The focus on growth through smaller Wal-Mart Express outlets will not only allow the retailer to resume historic levels of square footage growth, but it will also give Wal-Mart access to previously-untapped geographic markets. The tuck-in ability of the Express outlets and their focus on necessary and high-turnover goods makes the retail concept very suitable for high traffic urban and lower population rural environments alike. Wal-Mart has announced the intention of opening several hundred Express stores over the next five years (up from ten today) and despite the stores’ smaller size, it should contribute very efficient square footage to the mature retailer’s domestic operations.
- Attacking a New Niche
Wal-Mart’s heavy focus on grocery items (more than 50% of its domestic sales) shows that consumers view the stores as attractive destination sites for weekly shopping trips. Despite the ample food selection, however, the Supercenter concept is not always ideal for quick, last minute item shopping trips. The robust growth of dollar and drug stores alike over the past several years, at the expense of Wal-Mart’s top line, does show that the larger retailer is missing a large opportunity in the “fill-in trips” general merchandise market. This large subset of shoppers, which tend to run into stores and grab a few items on the way home from work, is a swiftly growing niche that will act as a great supplement to the bulk shoppers that Wal-Mart’s Superstores already target.

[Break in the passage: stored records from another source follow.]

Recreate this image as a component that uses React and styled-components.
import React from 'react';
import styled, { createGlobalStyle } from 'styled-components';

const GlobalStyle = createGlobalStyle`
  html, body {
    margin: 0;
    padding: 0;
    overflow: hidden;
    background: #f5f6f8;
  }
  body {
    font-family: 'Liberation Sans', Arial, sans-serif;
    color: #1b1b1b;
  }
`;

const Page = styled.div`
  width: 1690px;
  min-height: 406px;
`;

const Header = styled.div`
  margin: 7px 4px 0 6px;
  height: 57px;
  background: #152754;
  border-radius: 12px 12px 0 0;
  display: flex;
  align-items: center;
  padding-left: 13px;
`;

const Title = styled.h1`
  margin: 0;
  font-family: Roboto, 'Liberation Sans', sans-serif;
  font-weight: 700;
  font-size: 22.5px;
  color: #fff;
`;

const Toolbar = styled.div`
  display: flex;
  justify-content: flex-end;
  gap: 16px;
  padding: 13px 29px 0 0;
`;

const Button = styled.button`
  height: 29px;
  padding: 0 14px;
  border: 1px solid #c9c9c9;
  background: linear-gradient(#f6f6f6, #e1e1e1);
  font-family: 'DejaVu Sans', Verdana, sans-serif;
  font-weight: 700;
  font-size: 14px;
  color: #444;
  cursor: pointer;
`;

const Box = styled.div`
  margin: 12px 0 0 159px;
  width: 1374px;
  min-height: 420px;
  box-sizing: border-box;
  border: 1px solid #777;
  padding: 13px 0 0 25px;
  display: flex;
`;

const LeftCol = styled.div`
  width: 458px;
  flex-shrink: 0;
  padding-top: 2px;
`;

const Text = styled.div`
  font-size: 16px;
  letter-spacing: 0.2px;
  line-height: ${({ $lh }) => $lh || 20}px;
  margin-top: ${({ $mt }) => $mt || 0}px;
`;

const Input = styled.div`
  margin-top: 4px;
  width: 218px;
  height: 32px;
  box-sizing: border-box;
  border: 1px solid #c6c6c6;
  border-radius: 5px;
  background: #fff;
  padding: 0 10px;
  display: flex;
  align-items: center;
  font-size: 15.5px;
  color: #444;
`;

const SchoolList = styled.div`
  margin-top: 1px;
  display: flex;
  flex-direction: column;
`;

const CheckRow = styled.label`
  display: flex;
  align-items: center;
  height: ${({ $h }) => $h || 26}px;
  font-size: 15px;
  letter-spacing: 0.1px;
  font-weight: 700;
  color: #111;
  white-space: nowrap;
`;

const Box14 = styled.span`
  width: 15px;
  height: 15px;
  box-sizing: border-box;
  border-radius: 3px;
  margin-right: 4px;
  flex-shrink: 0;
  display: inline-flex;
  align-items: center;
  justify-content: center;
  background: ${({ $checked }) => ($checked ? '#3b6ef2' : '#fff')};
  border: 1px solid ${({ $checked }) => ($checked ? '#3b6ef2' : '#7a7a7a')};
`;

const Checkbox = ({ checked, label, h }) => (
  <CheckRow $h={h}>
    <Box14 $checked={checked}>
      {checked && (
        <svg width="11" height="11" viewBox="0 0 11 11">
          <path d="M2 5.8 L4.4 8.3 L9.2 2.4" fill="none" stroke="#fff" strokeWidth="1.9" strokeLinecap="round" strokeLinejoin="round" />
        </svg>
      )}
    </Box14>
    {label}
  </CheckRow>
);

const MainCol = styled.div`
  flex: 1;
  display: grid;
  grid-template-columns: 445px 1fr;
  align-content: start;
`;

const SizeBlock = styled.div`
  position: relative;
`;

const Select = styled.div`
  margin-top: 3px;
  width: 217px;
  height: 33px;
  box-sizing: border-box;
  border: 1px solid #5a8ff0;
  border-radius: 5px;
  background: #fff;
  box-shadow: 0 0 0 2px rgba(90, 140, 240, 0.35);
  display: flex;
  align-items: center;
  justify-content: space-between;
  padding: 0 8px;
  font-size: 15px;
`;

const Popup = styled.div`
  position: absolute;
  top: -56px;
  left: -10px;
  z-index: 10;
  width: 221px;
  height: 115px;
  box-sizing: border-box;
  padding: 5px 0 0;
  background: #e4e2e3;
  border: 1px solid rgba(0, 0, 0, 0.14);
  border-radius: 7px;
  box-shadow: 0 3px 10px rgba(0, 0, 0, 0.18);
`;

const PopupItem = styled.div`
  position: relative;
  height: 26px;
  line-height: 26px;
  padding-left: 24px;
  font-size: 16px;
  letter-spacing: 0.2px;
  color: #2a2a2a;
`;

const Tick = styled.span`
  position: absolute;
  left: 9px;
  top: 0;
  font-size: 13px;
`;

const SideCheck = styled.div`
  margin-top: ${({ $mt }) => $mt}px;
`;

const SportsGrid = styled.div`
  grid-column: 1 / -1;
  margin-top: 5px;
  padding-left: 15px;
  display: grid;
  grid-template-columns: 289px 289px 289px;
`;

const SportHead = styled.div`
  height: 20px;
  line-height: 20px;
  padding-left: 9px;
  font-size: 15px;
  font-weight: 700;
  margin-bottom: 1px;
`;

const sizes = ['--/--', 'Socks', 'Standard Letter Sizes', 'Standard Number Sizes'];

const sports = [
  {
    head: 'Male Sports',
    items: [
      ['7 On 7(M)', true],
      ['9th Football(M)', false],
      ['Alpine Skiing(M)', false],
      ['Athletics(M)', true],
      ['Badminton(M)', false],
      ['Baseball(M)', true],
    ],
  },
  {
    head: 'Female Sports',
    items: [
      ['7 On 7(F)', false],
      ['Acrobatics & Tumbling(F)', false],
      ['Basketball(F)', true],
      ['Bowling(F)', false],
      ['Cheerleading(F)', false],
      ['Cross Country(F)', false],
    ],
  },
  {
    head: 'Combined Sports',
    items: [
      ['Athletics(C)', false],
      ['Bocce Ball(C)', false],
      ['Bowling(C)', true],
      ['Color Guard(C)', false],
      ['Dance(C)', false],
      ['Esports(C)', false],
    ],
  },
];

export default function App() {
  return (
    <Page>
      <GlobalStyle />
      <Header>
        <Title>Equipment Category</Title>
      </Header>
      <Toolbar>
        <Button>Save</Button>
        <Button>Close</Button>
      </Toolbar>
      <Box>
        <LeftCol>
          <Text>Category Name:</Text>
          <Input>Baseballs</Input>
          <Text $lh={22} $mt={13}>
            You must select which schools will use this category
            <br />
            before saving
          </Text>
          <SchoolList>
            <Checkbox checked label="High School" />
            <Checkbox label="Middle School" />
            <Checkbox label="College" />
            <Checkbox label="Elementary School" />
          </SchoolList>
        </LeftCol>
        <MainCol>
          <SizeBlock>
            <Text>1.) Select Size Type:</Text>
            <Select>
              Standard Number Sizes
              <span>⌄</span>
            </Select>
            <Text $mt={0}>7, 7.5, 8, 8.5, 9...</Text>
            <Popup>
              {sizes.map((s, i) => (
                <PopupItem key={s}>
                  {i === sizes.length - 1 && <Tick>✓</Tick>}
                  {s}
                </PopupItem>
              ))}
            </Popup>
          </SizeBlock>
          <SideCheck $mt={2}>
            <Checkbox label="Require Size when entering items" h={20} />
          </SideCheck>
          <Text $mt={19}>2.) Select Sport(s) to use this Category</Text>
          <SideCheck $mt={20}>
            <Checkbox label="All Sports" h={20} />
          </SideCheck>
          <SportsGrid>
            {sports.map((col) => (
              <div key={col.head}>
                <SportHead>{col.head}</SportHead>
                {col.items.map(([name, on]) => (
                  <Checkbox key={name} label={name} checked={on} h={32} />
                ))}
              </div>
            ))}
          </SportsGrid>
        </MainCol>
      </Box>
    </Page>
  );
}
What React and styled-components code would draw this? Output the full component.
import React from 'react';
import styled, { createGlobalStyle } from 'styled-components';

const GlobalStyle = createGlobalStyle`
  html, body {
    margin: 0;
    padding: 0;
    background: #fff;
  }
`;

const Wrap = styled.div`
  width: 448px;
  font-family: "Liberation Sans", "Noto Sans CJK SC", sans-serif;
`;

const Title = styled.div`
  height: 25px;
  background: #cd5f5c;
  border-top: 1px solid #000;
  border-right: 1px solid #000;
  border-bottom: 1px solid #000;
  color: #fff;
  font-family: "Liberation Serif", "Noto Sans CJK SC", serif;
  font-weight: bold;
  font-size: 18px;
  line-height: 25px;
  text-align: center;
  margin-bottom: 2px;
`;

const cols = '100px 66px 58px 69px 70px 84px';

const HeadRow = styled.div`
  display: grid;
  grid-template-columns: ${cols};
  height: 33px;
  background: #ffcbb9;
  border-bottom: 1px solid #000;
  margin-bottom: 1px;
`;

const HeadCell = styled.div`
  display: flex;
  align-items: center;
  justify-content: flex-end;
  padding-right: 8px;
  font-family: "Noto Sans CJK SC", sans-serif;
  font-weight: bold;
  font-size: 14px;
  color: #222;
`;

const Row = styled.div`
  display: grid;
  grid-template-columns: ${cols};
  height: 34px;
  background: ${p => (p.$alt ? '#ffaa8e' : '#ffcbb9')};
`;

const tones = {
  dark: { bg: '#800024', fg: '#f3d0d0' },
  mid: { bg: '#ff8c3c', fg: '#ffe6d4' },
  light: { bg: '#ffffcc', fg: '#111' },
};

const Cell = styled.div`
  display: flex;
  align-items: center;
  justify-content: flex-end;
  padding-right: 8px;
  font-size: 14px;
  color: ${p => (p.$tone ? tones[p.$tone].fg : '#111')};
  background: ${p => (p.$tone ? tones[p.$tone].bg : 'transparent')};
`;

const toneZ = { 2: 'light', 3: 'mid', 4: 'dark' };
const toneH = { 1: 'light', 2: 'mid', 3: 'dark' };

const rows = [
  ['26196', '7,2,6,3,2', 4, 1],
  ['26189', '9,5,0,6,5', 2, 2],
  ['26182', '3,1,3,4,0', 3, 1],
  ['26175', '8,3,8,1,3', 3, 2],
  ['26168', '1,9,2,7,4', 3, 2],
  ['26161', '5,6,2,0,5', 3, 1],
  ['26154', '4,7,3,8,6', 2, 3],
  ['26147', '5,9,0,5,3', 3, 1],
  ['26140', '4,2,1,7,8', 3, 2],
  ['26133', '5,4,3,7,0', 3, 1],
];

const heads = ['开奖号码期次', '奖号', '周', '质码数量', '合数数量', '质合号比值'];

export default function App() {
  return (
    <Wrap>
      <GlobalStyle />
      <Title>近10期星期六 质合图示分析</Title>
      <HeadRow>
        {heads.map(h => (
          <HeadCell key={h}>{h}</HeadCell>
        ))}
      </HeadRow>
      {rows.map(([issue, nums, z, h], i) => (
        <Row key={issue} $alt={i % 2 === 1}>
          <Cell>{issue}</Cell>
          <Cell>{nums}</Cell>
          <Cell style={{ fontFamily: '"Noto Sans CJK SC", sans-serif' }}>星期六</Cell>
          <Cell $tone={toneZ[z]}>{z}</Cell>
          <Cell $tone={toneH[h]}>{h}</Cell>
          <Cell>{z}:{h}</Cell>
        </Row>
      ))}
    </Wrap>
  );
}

Already profitable within a year of their launch, the smaller Wal-Mart Express stores have proven their ability to be a great growth driver for the retailer’s mature domestic market going forward. Combined with the corporation’s significantly more efficient command of its hub-and-spoke logistics system, the attacking of this new niche should pose a very meaningful threat to all of the smaller players that have taken a bite out of Wal-Mart’s top line over the past several years.